* **Written exercise**
Word for word, copy all the data and drop the pictures.

* **Task data**
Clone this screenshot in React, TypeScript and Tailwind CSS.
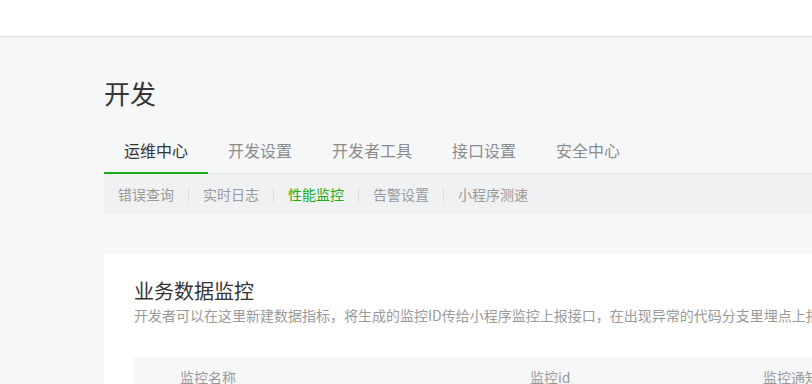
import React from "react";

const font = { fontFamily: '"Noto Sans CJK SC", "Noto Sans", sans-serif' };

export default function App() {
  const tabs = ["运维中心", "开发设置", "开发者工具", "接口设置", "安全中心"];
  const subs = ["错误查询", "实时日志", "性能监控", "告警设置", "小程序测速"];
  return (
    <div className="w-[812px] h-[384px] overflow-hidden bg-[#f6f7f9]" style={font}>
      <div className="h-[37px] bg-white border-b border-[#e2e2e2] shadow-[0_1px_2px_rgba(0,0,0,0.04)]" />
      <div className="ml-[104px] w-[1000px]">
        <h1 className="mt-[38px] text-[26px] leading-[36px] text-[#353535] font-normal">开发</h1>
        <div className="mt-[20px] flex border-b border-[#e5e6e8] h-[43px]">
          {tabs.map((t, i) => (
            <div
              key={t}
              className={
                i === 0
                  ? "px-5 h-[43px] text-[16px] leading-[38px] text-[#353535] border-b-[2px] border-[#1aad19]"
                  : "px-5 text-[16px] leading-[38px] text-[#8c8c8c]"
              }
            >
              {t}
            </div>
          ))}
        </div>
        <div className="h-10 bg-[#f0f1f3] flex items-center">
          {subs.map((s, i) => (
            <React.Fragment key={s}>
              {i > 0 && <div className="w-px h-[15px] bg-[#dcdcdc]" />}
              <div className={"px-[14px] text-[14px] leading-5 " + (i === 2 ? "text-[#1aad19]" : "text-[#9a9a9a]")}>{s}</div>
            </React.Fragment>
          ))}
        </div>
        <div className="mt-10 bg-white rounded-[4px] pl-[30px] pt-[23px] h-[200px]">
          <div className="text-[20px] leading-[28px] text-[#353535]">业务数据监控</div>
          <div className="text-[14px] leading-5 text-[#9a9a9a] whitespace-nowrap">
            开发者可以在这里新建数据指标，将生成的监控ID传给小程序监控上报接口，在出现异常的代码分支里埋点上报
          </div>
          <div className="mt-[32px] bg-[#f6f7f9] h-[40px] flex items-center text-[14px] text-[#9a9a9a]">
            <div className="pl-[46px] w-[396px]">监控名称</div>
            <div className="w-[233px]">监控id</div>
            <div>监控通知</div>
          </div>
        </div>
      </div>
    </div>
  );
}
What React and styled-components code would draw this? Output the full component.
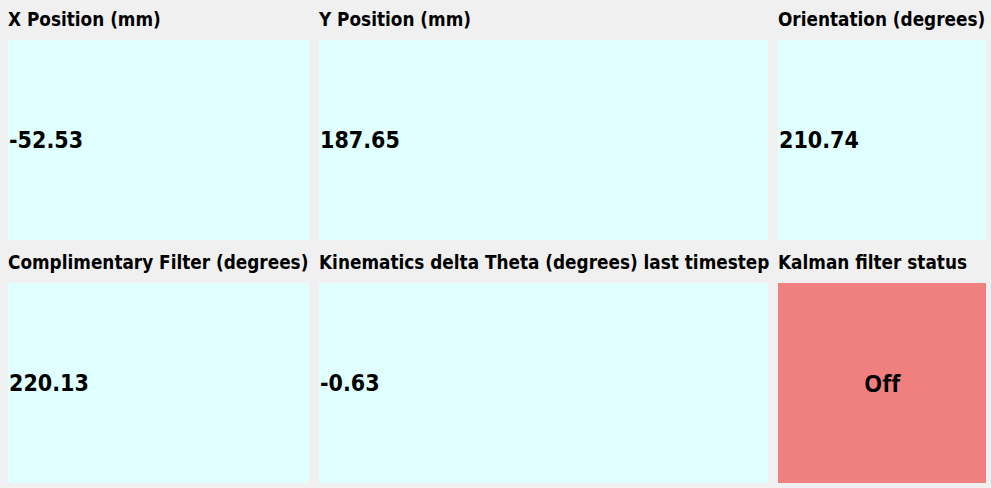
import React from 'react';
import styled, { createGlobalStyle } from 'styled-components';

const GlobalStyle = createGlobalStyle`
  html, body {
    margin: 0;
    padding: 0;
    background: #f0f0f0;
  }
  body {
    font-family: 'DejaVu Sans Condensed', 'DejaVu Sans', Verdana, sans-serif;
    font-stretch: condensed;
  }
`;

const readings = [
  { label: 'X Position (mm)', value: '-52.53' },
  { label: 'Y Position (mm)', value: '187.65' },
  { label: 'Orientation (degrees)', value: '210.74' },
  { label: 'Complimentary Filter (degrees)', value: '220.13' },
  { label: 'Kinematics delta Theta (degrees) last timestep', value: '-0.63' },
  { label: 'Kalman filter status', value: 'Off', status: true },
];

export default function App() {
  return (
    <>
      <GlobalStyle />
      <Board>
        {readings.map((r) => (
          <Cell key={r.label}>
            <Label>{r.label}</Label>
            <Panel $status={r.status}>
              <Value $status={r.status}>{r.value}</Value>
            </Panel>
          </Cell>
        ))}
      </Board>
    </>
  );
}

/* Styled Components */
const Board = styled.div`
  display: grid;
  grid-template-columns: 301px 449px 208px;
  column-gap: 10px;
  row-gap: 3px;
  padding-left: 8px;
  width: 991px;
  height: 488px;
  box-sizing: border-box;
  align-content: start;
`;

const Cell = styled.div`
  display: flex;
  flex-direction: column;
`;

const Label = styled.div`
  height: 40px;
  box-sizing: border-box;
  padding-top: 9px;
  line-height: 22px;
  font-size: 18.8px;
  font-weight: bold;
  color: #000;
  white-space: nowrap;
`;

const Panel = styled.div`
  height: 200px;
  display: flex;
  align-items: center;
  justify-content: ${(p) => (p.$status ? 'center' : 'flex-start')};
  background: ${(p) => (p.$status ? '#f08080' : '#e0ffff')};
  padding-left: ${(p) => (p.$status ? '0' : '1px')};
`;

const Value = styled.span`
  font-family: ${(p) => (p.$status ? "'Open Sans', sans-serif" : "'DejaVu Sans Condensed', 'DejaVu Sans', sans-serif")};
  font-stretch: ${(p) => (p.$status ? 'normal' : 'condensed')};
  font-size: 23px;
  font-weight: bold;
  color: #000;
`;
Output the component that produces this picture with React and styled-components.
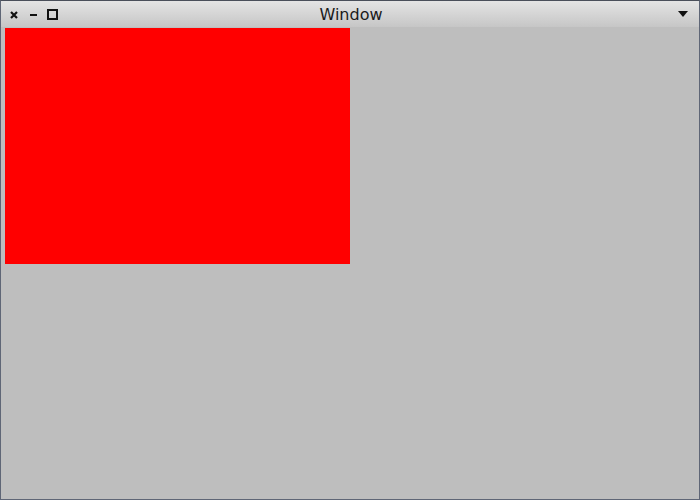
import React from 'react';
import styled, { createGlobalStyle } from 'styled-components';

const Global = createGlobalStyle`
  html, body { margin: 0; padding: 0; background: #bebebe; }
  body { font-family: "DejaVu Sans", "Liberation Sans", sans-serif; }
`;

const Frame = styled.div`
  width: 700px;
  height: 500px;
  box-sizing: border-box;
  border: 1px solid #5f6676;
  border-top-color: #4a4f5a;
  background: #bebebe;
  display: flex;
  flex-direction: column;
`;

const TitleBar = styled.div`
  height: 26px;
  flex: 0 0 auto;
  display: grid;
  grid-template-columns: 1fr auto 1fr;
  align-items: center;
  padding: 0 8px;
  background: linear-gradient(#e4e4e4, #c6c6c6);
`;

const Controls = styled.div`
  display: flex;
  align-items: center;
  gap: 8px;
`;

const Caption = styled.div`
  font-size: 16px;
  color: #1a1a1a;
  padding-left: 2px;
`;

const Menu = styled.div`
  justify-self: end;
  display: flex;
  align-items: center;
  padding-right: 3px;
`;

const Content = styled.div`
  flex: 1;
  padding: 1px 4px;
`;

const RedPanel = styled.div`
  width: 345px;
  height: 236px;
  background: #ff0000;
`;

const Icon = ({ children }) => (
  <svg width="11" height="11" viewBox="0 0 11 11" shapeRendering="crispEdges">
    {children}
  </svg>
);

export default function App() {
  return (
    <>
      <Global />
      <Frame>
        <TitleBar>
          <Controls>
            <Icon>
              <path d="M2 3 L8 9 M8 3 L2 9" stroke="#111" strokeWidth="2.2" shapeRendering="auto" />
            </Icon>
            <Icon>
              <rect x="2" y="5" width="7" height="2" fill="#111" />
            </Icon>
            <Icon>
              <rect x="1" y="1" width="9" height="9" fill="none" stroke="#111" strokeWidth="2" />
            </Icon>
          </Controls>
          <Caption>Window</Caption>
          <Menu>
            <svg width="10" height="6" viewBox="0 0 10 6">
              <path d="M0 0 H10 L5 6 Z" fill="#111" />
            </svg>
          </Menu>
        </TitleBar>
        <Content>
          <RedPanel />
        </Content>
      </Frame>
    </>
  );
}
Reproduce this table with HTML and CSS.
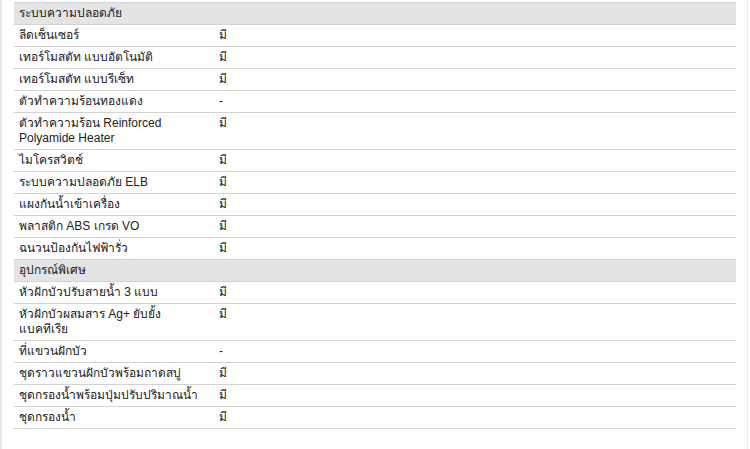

* **Solution to this exercise**
Clone this screenshot in React, TypeScript and Tailwind CSS.
import React from "react";

const font = { fontFamily: '"Noto Sans CJK SC", "Noto Sans", sans-serif' };

export default function App() {
  const tabs = ["运维中心", "开发设置", "开发者工具", "接口设置", "安全中心"];
  const subs = ["错误查询", "实时日志", "性能监控", "告警设置", "小程序测速"];
  return (
    <div className="w-[812px] h-[384px] overflow-hidden bg-[#f6f7f9]" style={font}>
      <div className="h-[37px] bg-white border-b border-[#e2e2e2] shadow-[0_1px_2px_rgba(0,0,0,0.04)]" />
      <div className="ml-[104px] w-[1000px]">
        <h1 className="mt-[38px] text-[26px] leading-[36px] text-[#353535] font-normal">开发</h1>
        <div className="mt-[20px] flex border-b border-[#e5e6e8] h-[43px]">
          {tabs.map((t, i) => (
            <div
              key={t}
              className={
                i === 0
                  ? "px-5 h-[43px] text-[16px] leading-[38px] text-[#353535] border-b-[2px] border-[#1aad19]"
                  : "px-5 text-[16px] leading-[38px] text-[#8c8c8c]"
              }
            >
              {t}
            </div>
          ))}
        </div>
        <div className="h-10 bg-[#f0f1f3] flex items-center">
          {subs.map((s, i) => (
            <React.Fragment key={s}>
              {i > 0 && <div className="w-px h-[15px] bg-[#dcdcdc]" />}
              <div className={"px-[14px] text-[14px] leading-5 " + (i === 2 ? "text-[#1aad19]" : "text-[#9a9a9a]")}>{s}</div>
            </React.Fragment>
          ))}
        </div>
        <div className="mt-10 bg-white rounded-[4px] pl-[30px] pt-[23px] h-[200px]">
          <div className="text-[20px] leading-[28px] text-[#353535]">业务数据监控</div>
          <div className="text-[14px] leading-5 text-[#9a9a9a] whitespace-nowrap">
            开发者可以在这里新建数据指标，将生成的监控ID传给小程序监控上报接口，在出现异常的代码分支里埋点上报
          </div>
          <div className="mt-[32px] bg-[#f6f7f9] h-[40px] flex items-center text-[14px] text-[#9a9a9a]">
            <div className="pl-[46px] w-[396px]">监控名称</div>
            <div className="w-[233px]">监控id</div>
            <div>监控通知</div>
          </div>
        </div>
      </div>
    </div>
  );
}
What React and styled-components code would draw this? Output the full component.
import React from 'react';
import styled, { createGlobalStyle } from 'styled-components';

const GlobalStyle = createGlobalStyle`
  html, body {
    margin: 0;
    padding: 0;
    background: #f0f0f0;
  }
  body {
    font-family: 'DejaVu Sans Condensed', 'DejaVu Sans', Verdana, sans-serif;
    font-stretch: condensed;
  }
`;

const readings = [
  { label: 'X Position (mm)', value: '-52.53' },
  { label: 'Y Position (mm)', value: '187.65' },
  { label: 'Orientation (degrees)', value: '210.74' },
  { label: 'Complimentary Filter (degrees)', value: '220.13' },
  { label: 'Kinematics delta Theta (degrees) last timestep', value: '-0.63' },
  { label: 'Kalman filter status', value: 'Off', status: true },
];

export default function App() {
  return (
    <>
      <GlobalStyle />
      <Board>
        {readings.map((r) => (
          <Cell key={r.label}>
            <Label>{r.label}</Label>
            <Panel $status={r.status}>
              <Value $status={r.status}>{r.value}</Value>
            </Panel>
          </Cell>
        ))}
      </Board>
    </>
  );
}

/* Styled Components */
const Board = styled.div`
  display: grid;
  grid-template-columns: 301px 449px 208px;
  column-gap: 10px;
  row-gap: 3px;
  padding-left: 8px;
  width: 991px;
  height: 488px;
  box-sizing: border-box;
  align-content: start;
`;

const Cell = styled.div`
  display: flex;
  flex-direction: column;
`;

const Label = styled.div`
  height: 40px;
  box-sizing: border-box;
  padding-top: 9px;
  line-height: 22px;
  font-size: 18.8px;
  font-weight: bold;
  color: #000;
  white-space: nowrap;
`;

const Panel = styled.div`
  height: 200px;
  display: flex;
  align-items: center;
  justify-content: ${(p) => (p.$status ? 'center' : 'flex-start')};
  background: ${(p) => (p.$status ? '#f08080' : '#e0ffff')};
  padding-left: ${(p) => (p.$status ? '0' : '1px')};
`;

const Value = styled.span`
  font-family: ${(p) => (p.$status ? "'Open Sans', sans-serif" : "'DejaVu Sans Condensed', 'DejaVu Sans', sans-serif")};
  font-stretch: ${(p) => (p.$status ? 'normal' : 'condensed')};
  font-size: 23px;
  font-weight: bold;
  color: #000;
`;
Output the component that produces this picture with React and styled-components.
import React from 'react';
import styled, { createGlobalStyle } from 'styled-components';

const Global = createGlobalStyle`
  html, body { margin: 0; padding: 0; background: #bebebe; }
  body { font-family: "DejaVu Sans", "Liberation Sans", sans-serif; }
`;

const Frame = styled.div`
  width: 700px;
  height: 500px;
  box-sizing: border-box;
  border: 1px solid #5f6676;
  border-top-color: #4a4f5a;
  background: #bebebe;
  display: flex;
  flex-direction: column;
`;

const TitleBar = styled.div`
  height: 26px;
  flex: 0 0 auto;
  display: grid;
  grid-template-columns: 1fr auto 1fr;
  align-items: center;
  padding: 0 8px;
  background: linear-gradient(#e4e4e4, #c6c6c6);
`;

const Controls = styled.div`
  display: flex;
  align-items: center;
  gap: 8px;
`;

const Caption = styled.div`
  font-size: 16px;
  color: #1a1a1a;
  padding-left: 2px;
`;

const Menu = styled.div`
  justify-self: end;
  display: flex;
  align-items: center;
  padding-right: 3px;
`;

const Content = styled.div`
  flex: 1;
  padding: 1px 4px;
`;

const RedPanel = styled.div`
  width: 345px;
  height: 236px;
  background: #ff0000;
`;

const Icon = ({ children }) => (
  <svg width="11" height="11" viewBox="0 0 11 11" shapeRendering="crispEdges">
    {children}
  </svg>
);

export default function App() {
  return (
    <>
      <Global />
      <Frame>
        <TitleBar>
          <Controls>
            <Icon>
              <path d="M2 3 L8 9 M8 3 L2 9" stroke="#111" strokeWidth="2.2" shapeRendering="auto" />
            </Icon>
            <Icon>
              <rect x="2" y="5" width="7" height="2" fill="#111" />
            </Icon>
            <Icon>
              <rect x="1" y="1" width="9" height="9" fill="none" stroke="#111" strokeWidth="2" />
            </Icon>
          </Controls>
          <Caption>Window</Caption>
          <Menu>
            <svg width="10" height="6" viewBox="0 0 10 6">
              <path d="M0 0 H10 L5 6 Z" fill="#111" />
            </svg>
          </Menu>
        </TitleBar>
        <Content>
          <RedPanel />
        </Content>
      </Frame>
    </>
  );
}
Reproduce this table with HTML and CSS.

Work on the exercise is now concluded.